Example of command line usage: aatest-r.exe n=30 m=1101008 -i hashlist -t uu -l 4

n=<number of runs> ; Can also override number of runs in data file

m=<number of keys>

-g <data file path> ; generate a data file, must also include n, m and -t options

-d <data file path> ; read a data file, uses the stored n, m and -t options

-l load ratio, use of depends on implementation, value between 0.5 and 16.0

-t <key value type>

uu uint[uint]
su uint[string]
cs uint[WrapString]
cu uint[WrapUint]
us string[uint]

-i implementation

hashtree Template version of the builtin AA, with more features. Array of node pointers
hashlist Single linked list version, Array of node pointers
hashptr Open addressing version, linear congruential sequence. Array of node pointers
hashtablist Direct Node storage plus single link chaining. Array of node records
pydict Direct Node storage and open addressing. Array of node records
builtin Call the druntime version
builtin-hm Call the druntime version using DRHashMap

Please do your own testing.

The benchmark source main module is http://www.dsource.org/projects/aa/browser/trunk/testhash.d

Installation (and removal)

Replace the aaA.d in dmd2\src\druntime\src\rt with the trunk\druntime\aaA.d.

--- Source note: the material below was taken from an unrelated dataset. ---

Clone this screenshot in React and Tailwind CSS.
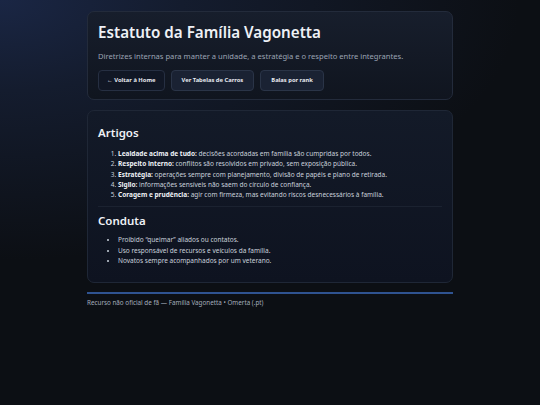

Run the makefile in dmd2\src\druntime. On windows a prebuilt minit.obj will be required.

Edit the win32.mak, and comment out the minit.asm line with a '#'.

Also rebuild phobos using dmd2\src\phobos\win32.mak.

My little batch file, run from C:\D\dmd2\src, assuming PATH setup for D2, is :-

set MYDIR=%CD%

cd %MYDIR%\druntime

del lib\druntime.lib

make -f win32.mak

cd %MYDIR%\phobos

make -f win32.mak

copy /Y phobos.lib ..\..\windows\lib\

cd %MYDIR%

Recompile the test application, using the hash.druntime wrappers.